STORED DATA
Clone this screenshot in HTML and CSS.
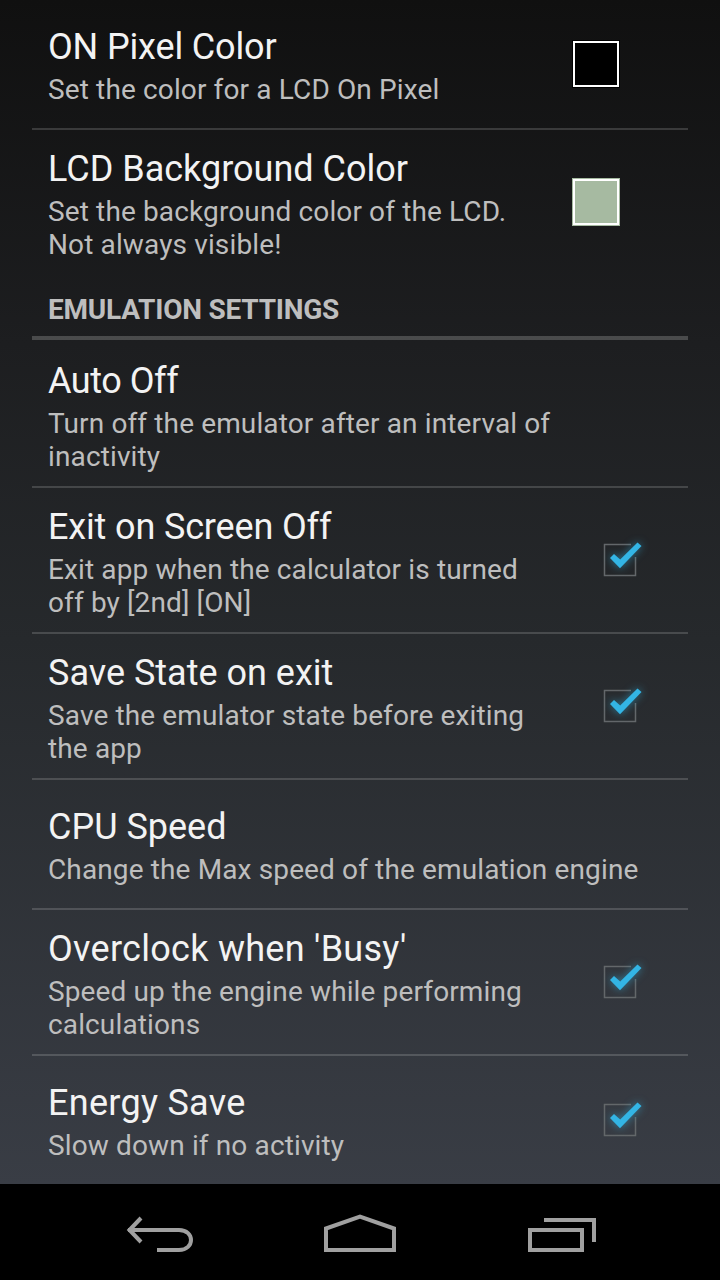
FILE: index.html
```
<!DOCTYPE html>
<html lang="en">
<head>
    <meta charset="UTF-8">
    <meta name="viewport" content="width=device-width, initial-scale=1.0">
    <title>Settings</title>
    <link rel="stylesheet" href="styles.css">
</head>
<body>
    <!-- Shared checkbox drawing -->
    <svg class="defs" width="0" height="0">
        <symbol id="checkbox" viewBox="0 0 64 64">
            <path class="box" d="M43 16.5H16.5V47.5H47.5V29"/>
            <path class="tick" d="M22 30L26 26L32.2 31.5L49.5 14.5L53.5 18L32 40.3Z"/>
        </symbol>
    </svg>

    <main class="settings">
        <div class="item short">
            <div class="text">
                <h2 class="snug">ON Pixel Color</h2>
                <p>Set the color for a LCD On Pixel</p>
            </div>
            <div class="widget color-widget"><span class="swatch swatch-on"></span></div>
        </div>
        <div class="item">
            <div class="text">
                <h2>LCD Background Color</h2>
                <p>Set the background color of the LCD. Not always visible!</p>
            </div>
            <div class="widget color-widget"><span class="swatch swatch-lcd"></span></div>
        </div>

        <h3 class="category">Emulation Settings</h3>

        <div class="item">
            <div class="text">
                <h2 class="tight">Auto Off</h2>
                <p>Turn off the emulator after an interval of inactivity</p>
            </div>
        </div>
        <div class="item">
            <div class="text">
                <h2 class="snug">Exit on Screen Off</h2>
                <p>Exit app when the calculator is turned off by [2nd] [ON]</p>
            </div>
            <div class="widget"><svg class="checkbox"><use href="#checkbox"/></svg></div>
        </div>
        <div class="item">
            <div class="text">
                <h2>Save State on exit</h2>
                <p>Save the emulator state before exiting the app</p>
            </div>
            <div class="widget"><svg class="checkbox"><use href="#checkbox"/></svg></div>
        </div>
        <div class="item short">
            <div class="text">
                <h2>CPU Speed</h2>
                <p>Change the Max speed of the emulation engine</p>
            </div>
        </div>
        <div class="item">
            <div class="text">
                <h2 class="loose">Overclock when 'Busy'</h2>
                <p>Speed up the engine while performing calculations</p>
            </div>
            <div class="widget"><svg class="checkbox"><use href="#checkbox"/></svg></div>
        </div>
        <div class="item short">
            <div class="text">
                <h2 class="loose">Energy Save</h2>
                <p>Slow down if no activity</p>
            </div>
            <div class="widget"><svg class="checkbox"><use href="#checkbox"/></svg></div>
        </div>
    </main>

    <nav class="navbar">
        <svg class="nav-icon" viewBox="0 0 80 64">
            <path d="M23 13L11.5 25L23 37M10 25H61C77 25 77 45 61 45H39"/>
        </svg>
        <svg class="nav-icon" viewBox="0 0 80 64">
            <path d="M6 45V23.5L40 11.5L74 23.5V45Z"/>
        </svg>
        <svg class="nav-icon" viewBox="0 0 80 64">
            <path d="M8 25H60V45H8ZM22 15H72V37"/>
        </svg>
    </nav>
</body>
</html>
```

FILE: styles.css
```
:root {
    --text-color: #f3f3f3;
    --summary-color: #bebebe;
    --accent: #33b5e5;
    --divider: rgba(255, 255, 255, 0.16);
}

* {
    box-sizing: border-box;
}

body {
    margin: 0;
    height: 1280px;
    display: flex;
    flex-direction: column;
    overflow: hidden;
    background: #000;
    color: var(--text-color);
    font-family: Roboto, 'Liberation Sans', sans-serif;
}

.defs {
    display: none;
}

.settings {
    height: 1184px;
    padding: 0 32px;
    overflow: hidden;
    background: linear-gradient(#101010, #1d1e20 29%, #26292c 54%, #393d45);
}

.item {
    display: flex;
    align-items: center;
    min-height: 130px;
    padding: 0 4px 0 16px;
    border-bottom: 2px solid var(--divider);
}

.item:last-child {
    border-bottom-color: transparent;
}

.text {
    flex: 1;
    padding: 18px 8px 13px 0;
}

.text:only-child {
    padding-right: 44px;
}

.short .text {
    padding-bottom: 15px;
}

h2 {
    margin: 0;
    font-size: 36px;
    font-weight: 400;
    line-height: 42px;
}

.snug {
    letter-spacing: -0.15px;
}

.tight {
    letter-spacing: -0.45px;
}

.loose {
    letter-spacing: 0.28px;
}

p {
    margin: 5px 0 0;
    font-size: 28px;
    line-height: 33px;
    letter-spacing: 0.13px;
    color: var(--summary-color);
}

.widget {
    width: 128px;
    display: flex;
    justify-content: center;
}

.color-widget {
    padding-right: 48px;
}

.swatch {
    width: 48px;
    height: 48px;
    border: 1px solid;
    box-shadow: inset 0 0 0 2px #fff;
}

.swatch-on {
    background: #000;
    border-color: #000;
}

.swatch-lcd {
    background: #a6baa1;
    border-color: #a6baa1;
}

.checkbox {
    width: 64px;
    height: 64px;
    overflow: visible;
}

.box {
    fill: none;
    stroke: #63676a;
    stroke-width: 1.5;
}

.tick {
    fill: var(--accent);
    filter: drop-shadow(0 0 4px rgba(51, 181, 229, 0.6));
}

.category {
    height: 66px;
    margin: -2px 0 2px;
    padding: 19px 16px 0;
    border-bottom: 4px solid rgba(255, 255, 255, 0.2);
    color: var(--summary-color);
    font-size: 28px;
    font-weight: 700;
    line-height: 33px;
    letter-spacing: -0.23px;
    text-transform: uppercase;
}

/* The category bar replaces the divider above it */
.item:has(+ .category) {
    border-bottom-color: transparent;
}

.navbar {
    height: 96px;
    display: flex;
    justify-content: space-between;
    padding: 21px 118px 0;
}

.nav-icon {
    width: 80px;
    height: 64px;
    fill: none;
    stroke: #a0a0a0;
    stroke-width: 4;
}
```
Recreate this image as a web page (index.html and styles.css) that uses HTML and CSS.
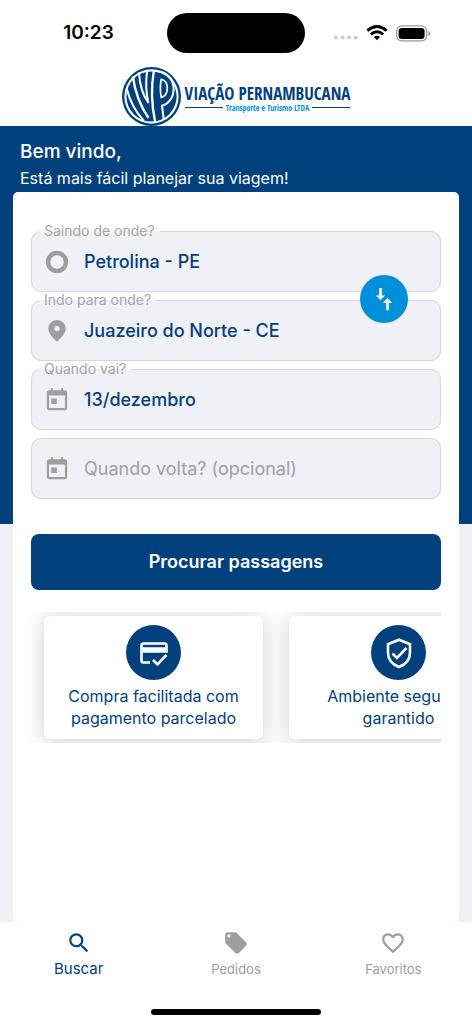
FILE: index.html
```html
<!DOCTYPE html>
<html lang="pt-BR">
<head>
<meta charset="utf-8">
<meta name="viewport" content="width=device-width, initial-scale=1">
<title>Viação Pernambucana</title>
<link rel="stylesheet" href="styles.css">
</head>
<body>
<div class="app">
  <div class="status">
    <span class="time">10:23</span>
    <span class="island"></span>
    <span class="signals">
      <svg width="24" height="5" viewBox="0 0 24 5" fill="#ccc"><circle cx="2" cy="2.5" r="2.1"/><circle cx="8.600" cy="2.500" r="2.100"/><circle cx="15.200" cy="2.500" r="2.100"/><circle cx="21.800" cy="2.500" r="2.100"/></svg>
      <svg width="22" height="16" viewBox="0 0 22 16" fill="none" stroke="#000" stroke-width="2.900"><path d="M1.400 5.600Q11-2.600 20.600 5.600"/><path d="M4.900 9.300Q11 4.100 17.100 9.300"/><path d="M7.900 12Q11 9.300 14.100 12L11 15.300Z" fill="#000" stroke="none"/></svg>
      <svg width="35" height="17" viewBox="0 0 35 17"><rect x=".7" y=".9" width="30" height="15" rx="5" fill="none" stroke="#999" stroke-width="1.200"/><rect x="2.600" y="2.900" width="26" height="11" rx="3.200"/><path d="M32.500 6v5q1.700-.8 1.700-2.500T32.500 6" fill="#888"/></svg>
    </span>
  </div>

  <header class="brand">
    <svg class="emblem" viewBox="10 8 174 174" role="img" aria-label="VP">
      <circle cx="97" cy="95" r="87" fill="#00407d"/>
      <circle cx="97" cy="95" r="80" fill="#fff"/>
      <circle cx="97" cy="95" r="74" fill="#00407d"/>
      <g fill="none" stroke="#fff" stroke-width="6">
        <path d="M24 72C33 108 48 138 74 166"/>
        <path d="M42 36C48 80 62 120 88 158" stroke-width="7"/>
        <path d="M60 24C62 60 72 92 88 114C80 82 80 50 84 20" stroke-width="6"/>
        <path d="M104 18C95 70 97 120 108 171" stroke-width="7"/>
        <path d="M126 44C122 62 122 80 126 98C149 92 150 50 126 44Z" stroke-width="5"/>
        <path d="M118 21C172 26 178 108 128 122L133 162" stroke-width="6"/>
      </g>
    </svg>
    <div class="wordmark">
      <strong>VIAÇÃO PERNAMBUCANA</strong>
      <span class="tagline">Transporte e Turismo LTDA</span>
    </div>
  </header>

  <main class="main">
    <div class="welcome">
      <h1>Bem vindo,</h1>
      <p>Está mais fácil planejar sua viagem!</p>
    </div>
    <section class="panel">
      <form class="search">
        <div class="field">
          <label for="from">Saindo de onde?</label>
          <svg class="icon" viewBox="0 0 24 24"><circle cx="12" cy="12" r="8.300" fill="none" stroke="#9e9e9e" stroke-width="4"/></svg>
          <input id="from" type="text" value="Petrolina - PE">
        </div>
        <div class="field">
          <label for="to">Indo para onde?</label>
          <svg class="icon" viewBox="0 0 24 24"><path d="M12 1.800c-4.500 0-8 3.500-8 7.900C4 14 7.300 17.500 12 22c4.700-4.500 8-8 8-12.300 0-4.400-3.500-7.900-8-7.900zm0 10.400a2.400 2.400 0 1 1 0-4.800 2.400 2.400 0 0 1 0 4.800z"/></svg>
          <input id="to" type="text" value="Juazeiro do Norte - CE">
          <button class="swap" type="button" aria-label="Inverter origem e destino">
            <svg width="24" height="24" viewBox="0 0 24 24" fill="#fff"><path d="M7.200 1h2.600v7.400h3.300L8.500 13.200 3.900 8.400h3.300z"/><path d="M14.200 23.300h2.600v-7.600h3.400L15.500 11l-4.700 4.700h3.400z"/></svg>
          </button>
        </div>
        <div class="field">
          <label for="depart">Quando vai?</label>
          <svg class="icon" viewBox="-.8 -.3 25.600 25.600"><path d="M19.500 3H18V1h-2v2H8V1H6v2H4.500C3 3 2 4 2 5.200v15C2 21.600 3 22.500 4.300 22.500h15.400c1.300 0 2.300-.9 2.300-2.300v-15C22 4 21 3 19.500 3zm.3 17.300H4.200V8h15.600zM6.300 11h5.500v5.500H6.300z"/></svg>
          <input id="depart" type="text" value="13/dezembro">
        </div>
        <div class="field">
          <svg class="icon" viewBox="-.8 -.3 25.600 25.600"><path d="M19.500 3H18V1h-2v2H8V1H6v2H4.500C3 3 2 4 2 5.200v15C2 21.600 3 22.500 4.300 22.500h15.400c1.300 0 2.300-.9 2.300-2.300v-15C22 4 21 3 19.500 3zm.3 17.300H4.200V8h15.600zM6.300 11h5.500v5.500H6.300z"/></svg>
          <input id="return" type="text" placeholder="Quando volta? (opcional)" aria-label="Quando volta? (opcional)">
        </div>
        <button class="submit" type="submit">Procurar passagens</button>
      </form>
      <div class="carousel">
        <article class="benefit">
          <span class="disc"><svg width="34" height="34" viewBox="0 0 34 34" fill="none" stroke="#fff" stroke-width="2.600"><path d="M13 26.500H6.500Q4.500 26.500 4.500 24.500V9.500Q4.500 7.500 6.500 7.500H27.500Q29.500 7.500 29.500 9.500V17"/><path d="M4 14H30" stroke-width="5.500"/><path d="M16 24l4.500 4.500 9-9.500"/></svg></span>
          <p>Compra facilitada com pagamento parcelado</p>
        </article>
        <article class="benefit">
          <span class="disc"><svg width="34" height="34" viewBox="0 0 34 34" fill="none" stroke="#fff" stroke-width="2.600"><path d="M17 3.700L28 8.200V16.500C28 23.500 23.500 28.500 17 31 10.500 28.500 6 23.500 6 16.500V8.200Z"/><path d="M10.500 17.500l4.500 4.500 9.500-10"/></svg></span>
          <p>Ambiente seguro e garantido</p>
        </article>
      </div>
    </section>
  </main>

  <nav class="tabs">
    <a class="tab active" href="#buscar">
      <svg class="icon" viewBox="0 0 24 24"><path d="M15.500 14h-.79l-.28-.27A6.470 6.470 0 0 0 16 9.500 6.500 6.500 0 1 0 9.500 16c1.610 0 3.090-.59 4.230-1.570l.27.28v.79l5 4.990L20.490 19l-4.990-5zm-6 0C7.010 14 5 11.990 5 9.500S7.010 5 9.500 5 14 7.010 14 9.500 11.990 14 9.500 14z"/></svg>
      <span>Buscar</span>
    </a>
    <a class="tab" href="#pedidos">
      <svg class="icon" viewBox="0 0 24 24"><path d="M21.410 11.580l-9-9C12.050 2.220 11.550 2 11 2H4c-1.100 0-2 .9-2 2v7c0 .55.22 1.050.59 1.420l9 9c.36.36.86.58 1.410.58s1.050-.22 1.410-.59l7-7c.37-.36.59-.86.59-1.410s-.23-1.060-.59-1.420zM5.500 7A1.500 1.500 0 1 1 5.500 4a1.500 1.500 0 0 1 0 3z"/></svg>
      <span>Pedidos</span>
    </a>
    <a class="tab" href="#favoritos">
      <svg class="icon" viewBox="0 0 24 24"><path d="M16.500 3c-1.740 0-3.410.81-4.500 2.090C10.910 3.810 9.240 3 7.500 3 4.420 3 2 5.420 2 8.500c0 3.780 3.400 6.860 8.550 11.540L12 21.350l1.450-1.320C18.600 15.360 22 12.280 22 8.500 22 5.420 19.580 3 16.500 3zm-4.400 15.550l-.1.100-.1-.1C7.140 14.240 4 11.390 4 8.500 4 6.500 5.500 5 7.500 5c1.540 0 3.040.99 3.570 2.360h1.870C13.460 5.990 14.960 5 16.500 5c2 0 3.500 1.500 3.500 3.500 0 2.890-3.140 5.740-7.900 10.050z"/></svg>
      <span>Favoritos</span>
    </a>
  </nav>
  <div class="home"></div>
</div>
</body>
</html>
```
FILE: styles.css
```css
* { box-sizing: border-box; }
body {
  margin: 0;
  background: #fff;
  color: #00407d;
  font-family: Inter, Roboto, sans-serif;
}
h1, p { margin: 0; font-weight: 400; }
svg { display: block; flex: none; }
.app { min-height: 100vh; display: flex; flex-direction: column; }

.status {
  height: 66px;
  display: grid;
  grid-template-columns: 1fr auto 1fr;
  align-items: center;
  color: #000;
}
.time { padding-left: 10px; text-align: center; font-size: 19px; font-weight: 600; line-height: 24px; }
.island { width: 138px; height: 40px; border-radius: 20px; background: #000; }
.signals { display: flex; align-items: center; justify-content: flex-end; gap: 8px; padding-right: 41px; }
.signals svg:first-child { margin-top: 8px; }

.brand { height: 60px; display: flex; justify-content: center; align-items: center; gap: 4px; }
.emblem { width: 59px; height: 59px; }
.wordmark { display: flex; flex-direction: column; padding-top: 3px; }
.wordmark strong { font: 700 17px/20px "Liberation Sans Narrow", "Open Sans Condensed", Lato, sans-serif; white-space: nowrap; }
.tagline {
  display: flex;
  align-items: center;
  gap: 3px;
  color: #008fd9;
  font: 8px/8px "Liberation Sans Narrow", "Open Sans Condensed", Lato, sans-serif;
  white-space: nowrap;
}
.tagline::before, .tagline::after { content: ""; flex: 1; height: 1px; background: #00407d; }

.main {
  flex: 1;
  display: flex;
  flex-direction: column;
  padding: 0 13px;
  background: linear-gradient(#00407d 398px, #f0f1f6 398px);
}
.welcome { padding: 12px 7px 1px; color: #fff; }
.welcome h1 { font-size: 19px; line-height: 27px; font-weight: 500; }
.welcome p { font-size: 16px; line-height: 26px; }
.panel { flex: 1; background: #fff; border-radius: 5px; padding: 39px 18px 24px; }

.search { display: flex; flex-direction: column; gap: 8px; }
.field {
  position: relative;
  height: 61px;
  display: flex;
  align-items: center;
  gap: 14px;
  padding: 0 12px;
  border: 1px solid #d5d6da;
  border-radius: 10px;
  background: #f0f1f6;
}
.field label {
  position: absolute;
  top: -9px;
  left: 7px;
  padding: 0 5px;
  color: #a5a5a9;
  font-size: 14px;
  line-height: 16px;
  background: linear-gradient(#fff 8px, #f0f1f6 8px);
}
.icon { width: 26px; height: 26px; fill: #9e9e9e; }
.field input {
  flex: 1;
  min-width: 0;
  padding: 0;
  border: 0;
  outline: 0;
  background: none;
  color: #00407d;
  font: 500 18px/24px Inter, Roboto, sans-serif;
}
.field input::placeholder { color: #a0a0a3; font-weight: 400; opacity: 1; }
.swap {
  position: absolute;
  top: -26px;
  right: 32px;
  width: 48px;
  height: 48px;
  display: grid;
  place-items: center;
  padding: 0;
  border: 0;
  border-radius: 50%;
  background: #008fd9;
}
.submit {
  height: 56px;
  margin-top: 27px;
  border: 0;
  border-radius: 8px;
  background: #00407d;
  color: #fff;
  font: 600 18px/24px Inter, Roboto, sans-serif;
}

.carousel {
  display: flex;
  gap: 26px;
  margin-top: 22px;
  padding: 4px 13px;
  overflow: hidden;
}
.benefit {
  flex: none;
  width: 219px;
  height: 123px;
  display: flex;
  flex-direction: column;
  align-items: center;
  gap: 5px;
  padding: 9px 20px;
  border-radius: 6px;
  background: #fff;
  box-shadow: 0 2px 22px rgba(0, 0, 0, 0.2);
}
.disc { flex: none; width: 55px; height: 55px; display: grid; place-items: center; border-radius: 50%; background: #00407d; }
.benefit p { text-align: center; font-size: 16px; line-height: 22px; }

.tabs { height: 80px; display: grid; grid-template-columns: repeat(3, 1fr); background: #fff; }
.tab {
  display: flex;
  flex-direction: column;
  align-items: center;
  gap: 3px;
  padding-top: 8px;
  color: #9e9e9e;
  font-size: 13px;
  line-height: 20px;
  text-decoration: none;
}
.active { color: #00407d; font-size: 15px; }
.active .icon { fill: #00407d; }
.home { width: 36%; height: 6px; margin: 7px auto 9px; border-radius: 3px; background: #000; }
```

GIVEN TASK
In the entries above, find each line with the word "styles" and copy it.

RESULT
    <link rel="stylesheet" href="styles.css">
FILE: styles.css
Recreate this image as a web page (index.html and styles.css) that uses HTML and CSS.
<link rel="stylesheet" href="styles.css">
FILE: styles.css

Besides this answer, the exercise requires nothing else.